I paused. “I’ve been on the news a lot lately.”
“No,” he said. “Not like that. You’ve got the nose. And the eyes. You’re someone’s blood. I knew a girl once in the vampire wars who looked just like you. Same way she held her shoulders. Like she knew where the fight was, even when no one else did.”
I crouched beside him. “Do you remember her name?”
He shook his head slowly. “No. She died. I think. She went missing on a mission near the outer wall. But you... you look like you could be her daughter.”
I helped him back inside when the air got too cold for him to sit. Then I went back to the Haven in silence.
That night, I dreamed of a wolf.
I stood at the edge of a field, surrounded by fog. A shape moved in the distance. It padded closer, silent, massive, smoke-gray. I held my breath. It circled me once. Then stopped. Its eyes met mine.
Not gold.
Red.
A flash of teeth. A growl I felt in my own ribs.
I woke with a gasp, sweat chilling on my back. I stared at the ceiling and tried to slow my breathing, but the knot in my stomach refused to ease. I didn’t tell anyone.
Richard
I walked the halls of the Haven in silence. My halls. Or at least, they had been. Now they felt like something I was borrowing, a stage set for a role I wasn’t sure I could keep playing. I passed darkened conference rooms, empty mess halls, closed doors where families tried to sleep. I didn’t try to rest. My footsteps were even, steady, but every turn of a corner seemed to draw more tension into my spine.
I thought about Amelia.
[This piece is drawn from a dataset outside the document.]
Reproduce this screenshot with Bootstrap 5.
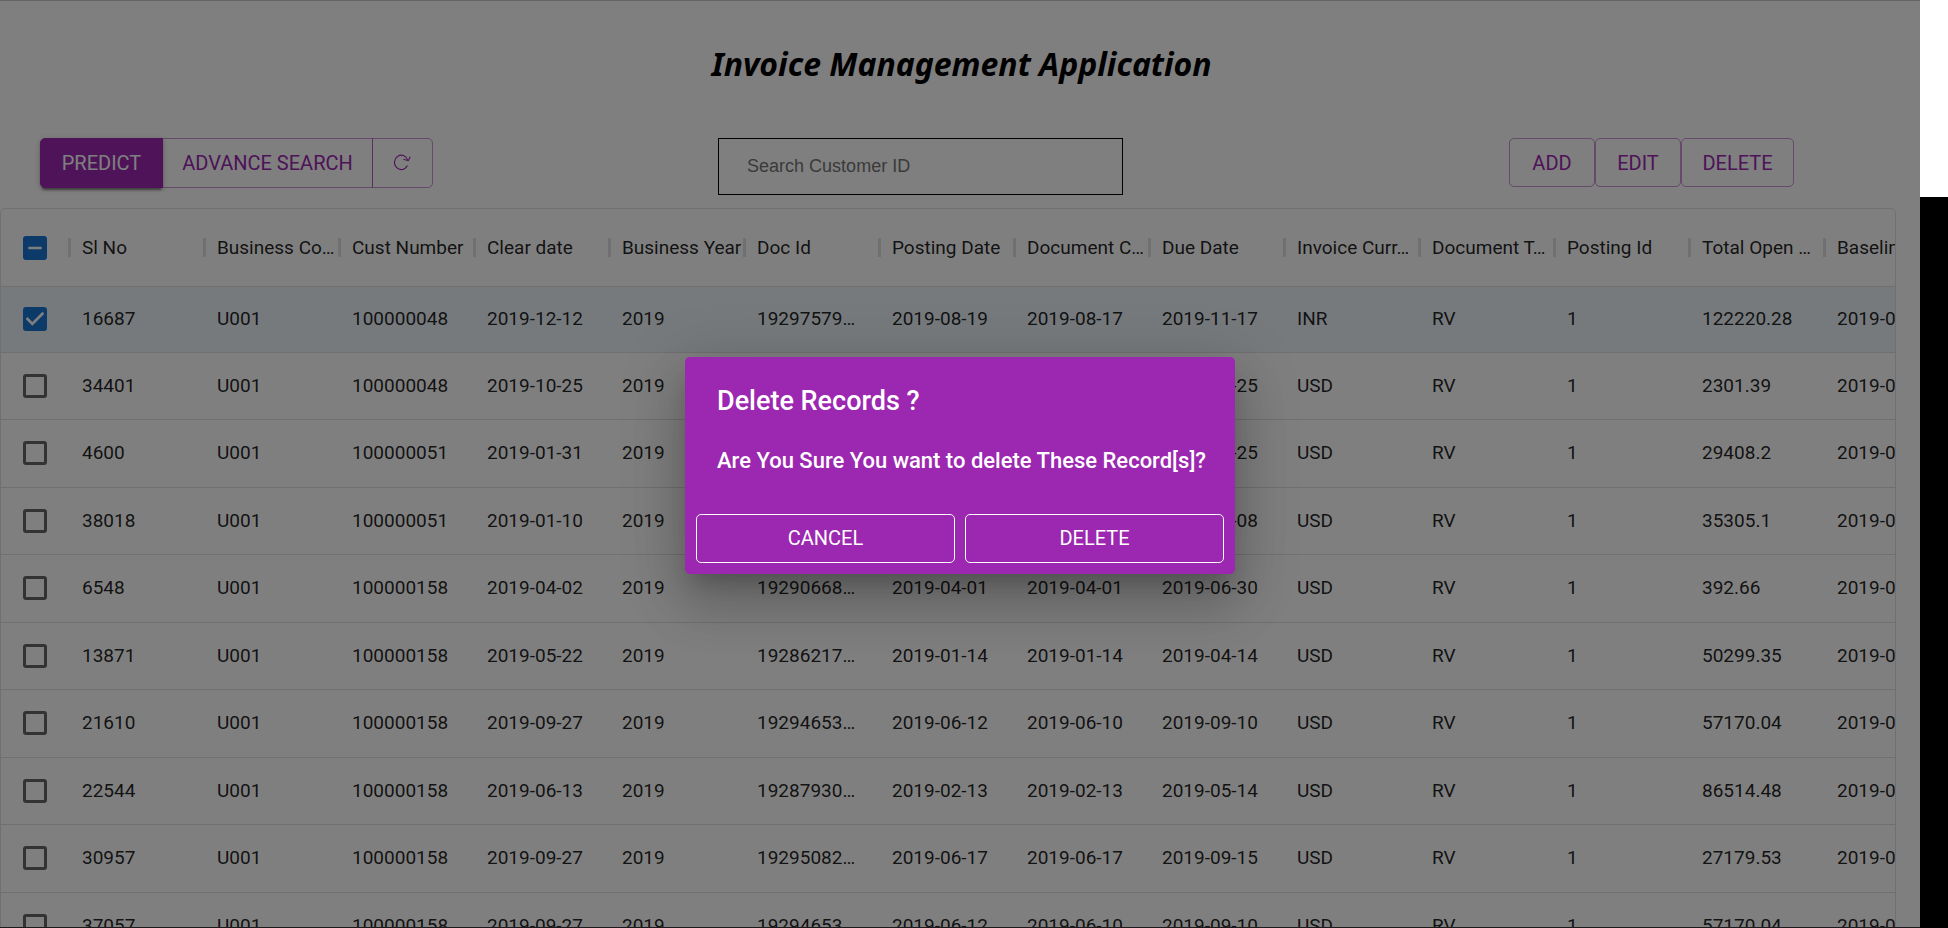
<!DOCTYPE html>
<html lang="en">
<head>
<meta charset="utf-8">
<meta name="viewport" content="width=device-width, initial-scale=1">
<title>Invoice Management Application</title>
<link href="https://cdn.jsdelivr.net/npm/bootstrap@5.3.0/dist/css/bootstrap.min.css" rel="stylesheet">
<style>
  :root { --purple: #9c27b0; --purple-line: rgba(156, 39, 176, .5); --line: #e0e0e0; }
  body { font-family: Roboto, sans-serif; font-size: 19px; line-height: 28px; color: rgba(0, 0, 0, .87); }

  .app-pane { min-width: 0; border-top: 1px solid #646469; background: #fff; }
  .side-strip { width: 28px; background: #000; }
  .side-strip > div { height: 197px; background: #fff; }

  .app-title { height: 137px; padding: 0 0 10px 3px; font-family: "Noto Sans", sans-serif; font-style: italic; font-weight: 700; font-size: 32px; color: #000; }
  .toolbar { display: grid; grid-template-columns: 37.4% 405px 1fr; align-items: start; margin-bottom: 13px; }
  .tool-left { margin-left: 40px; }
  .tool-right { padding-right: 126px; }

  .btn-tool { --bs-btn-font-size: 20px; --bs-btn-line-height: 32px; --bs-btn-border-radius: 5px;
    --bs-btn-color: var(--purple); --bs-btn-border-color: var(--purple-line); height: 49px; padding-top: 7px; padding-bottom: 7px; }
  .tool-left .btn-tool { height: 50px; }
  .btn-predict { --bs-btn-color: #fff; --bs-btn-bg: var(--purple); --bs-btn-border-color: var(--purple); width: 123px;
    box-shadow: 0 4px 2px -2px rgba(0,0,0,.3), 0 2px 3px rgba(0,0,0,.2), 0 1px 7px rgba(0,0,0,.16); }
  .btn-advance { width: 211px; }
  .btn-refresh { width: 61px; }
  .btn-small { width: 86px; }
  .btn-wide { width: 113px; }

  .search-box { height: 57px; padding: 0 28px; border: 1px solid #000; border-radius: 0; font-family: "Liberation Sans", sans-serif; font-size: 18px; background: transparent; }
  .search-box::placeholder { color: #757575; }

  .grid-frame { margin-right: 24px; border: 1px solid var(--line); border-radius: 5px; }
  .grid-table { table-layout: fixed; width: 1958px; margin: 0; white-space: nowrap; }
  .grid-table col { width: 135px; }
  .grid-table col.pick { width: 68px; }
  .grid-table th, .grid-table td { padding: 0 0 0 13px; vertical-align: middle; font-weight: 400; border-bottom: 1px solid var(--line); }
  .grid-table th { position: relative; height: 77px; padding-top: 2px; }
  .grid-table tr > :first-child { padding-left: 22px; line-height: 0; }
  .grid-table th:not(:last-child)::after { content: ""; position: absolute; right: -2px; top: 29px; width: 3px; height: 19px; background: var(--line); }
  .grid-table tbody tr { height: 68px; }
  .grid-table tbody tr:nth-child(even) { height: 67px; }
  .grid-table tbody tr:first-child { height: 66px; }
  .grid-table tr.picked { background: rgba(25, 118, 210, .08); }

  .form-check-input.pick-box { width: 24px; height: 24px; margin: 0; border: 3px solid rgba(0, 0, 0, .6); border-radius: 3px; background-size: 24px 24px; background-origin: border-box; }
  .form-check-input.pick-box:checked, .form-check-input.pick-box:indeterminate { border-color: #1976d2; background-color: #1976d2; }
  .form-check-input.pick-box:checked { background-image: url("data:image/svg+xml,%3Csvg xmlns='http://www.w3.org/2000/svg' viewBox='3 3 18 18'%3E%3Cpath fill='%23fff' d='M10 17l-5-5 1.41-1.41L10 14.17l7.59-7.59L19 8z'/%3E%3C/svg%3E"); }
  .form-check-input.pick-box:indeterminate { background-image: url("data:image/svg+xml,%3Csvg xmlns='http://www.w3.org/2000/svg' viewBox='3 3 18 18'%3E%3Cpath fill='%23fff' d='M7 11h10v2H7z'/%3E%3C/svg%3E"); }

  .scrim { padding-top: 2px; background: rgba(0, 0, 0, .5); border-bottom: 1px solid #1c1a1c; }
  .confirm { width: 550px; border-radius: 5px; background: var(--purple); color: #fff; font-weight: 500;
    box-shadow: 0 15px 20px -9px rgba(0,0,0,.2), 0 32px 51px 4px rgba(0,0,0,.14), 0 12px 62px 11px rgba(0,0,0,.12); }
  .confirm h2 { margin: 0; padding: 23px 32px 22px; font-size: 27px; line-height: 43px; font-weight: 500; }
  .confirm p { margin: 0; padding: 0 28px 37px 32px; font-size: 22px; line-height: 32px; white-space: nowrap; }
  .confirm-actions { gap: 10px; padding: 0 11px 11px; }
  .confirm .btn-tool { --bs-btn-color: #fff; --bs-btn-border-color: #fff; }
</style>
</head>
<body>
<div class="d-flex vh-100 overflow-hidden">
  <div class="app-pane position-relative flex-grow-1 overflow-hidden">
    <h1 class="app-title d-flex align-items-center justify-content-center mb-0">Invoice Management Application</h1>

    <div class="toolbar">
      <div class="tool-left">
        <div class="btn-group" role="group" aria-label="Record tools">
          <button type="button" class="btn btn-tool btn-predict px-0">PREDICT</button>
          <button type="button" class="btn btn-tool btn-advance px-0">ADVANCE SEARCH</button>
          <button type="button" class="btn btn-tool btn-refresh px-0 d-flex align-items-center justify-content-center" aria-label="Refresh">
            <svg width="18" height="18" viewBox="0 0 18 18" fill="none" stroke="currentColor" stroke-width="1.1"><path d="M13.4 11.6A6.8 7.2 0 1 1 13.9 6.6M9.4 5.2l4.9 1.5 1.9-3.9"/></svg>
          </button>
        </div>
      </div>
      <input type="search" class="form-control search-box" placeholder="Search Customer ID" aria-label="Search Customer ID">
      <div class="tool-right d-flex justify-content-end">
        <button type="button" class="btn btn-tool btn-small px-0">ADD</button>
        <button type="button" class="btn btn-tool btn-small px-0">EDIT</button>
        <button type="button" class="btn btn-tool btn-wide px-0">DELETE</button>
      </div>
    </div>

    <div class="grid-frame overflow-hidden">
      <table class="grid-table">
        <colgroup><col class="pick"><col span="14"></colgroup>
        <thead>
          <tr>
            <th scope="col"><input type="checkbox" class="form-check-input pick-box" id="pickAll" aria-label="Select all rows"></th>
            <th scope="col">Sl No</th><th scope="col">Business Co…</th><th scope="col">Cust Number</th><th scope="col">Clear date</th>
            <th scope="col">Business Year</th><th scope="col">Doc Id</th><th scope="col">Posting Date</th><th scope="col">Document C…</th>
            <th scope="col">Due Date</th><th scope="col">Invoice Curr…</th><th scope="col">Document T…</th><th scope="col">Posting Id</th>
            <th scope="col">Total Open …</th><th scope="col">Baseline …</th>
          </tr>
        </thead>
        <tbody id="rows"></tbody>
      </table>
    </div>

    <div class="scrim position-absolute top-0 bottom-0 start-0 end-0 d-flex align-items-center justify-content-center">
      <div class="confirm" role="dialog" aria-modal="true" aria-labelledby="confirmTitle">
        <h2 id="confirmTitle">Delete Records ?</h2>
        <p>Are You Sure You want to delete These Record[s]?</p>
        <div class="confirm-actions d-flex">
          <button type="button" class="btn btn-tool flex-fill w-50">CANCEL</button>
          <button type="button" class="btn btn-tool flex-fill w-50">DELETE</button>
        </div>
      </div>
    </div>
  </div>
  <div class="side-strip flex-shrink-0"><div></div></div>
</div>

<script src="https://cdn.jsdelivr.net/npm/bootstrap@5.3.0/dist/js/bootstrap.bundle.min.js"></script>
<script>
  // Sl no, customer, clear date, doc id, posting, document, due, currency, total open, baseline
  const records = [
    ['16687', '100000048', '2019-12-12', '19297579…', '2019-08-19', '2019-08-17', '2019-11-17', 'INR', '122220.28', '2019-08-19'],
    ['34401', '100000048', '2019-10-25', '19296210…', '2019-07-25', '2019-07-25', '2019-10-25', 'USD', '2301.39', '2019-07-25'],
    ['4600', '100000051', '2019-01-31', '19285102…', '2019-01-10', '2019-01-10', '2019-03-25', 'USD', '29408.2', '2019-01-10'],
    ['38018', '100000051', '2019-01-10', '19284730…', '2019-01-03', '2019-01-03', '2019-03-08', 'USD', '35305.1', '2019-01-03'],
    ['6548', '100000158', '2019-04-02', '19290668…', '2019-04-01', '2019-04-01', '2019-06-30', 'USD', '392.66', '2019-04-01'],
    ['13871', '100000158', '2019-05-22', '19286217…', '2019-01-14', '2019-01-14', '2019-04-14', 'USD', '50299.35', '2019-01-14'],
    ['21610', '100000158', '2019-09-27', '19294653…', '2019-06-12', '2019-06-10', '2019-09-10', 'USD', '57170.04', '2019-06-12'],
    ['22544', '100000158', '2019-06-13', '19287930…', '2019-02-13', '2019-02-13', '2019-05-14', 'USD', '86514.48', '2019-02-13'],
    ['30957', '100000158', '2019-09-27', '19295082…', '2019-06-17', '2019-06-17', '2019-09-15', 'USD', '27179.53', '2019-06-17'],
    ['37057', '100000158', '2019-09-27', '19294653…', '2019-06-12', '2019-06-10', '2019-09-10', 'USD', '57170.04', '2019-06-12']
  ];
  document.getElementById('rows').innerHTML = records.map((r, i) => {
    const cells = [r[0], 'U001', r[1], r[2], '2019', r[3], r[4], r[5], r[6], r[7], 'RV', '1', r[8], r[9]];
    return `<tr class="${i ? '' : 'picked'}"><td><input type="checkbox" class="form-check-input pick-box" aria-label="Select row ${r[0]}"${i ? '' : ' checked'}></td>`
      + cells.map(c => `<td>${c}</td>`).join('') + '</tr>';
  }).join('');
  document.getElementById('pickAll').indeterminate = true;
</script>
</body>
</html>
About the way she had stood in that council room, not just alone but unshaken. About the way she moved through chaos with a kind of quiet certainty I hadn’t had in weeks. She hadn’t just voted to relocate the Pack House, she had carried it in her hands when I couldn’t. And the kingdom saw it. And now they looked to her with a new kind of loyalty. A dangerous kind. The kind that could shift power without anyone meaning to.
I didn’t know when it had happened. When I had started trusting her instincts more than my own. When her voice had begun to sound like reason instead of risk.
But I did.
And that terrified me more than anything else I had faced in a long, long time.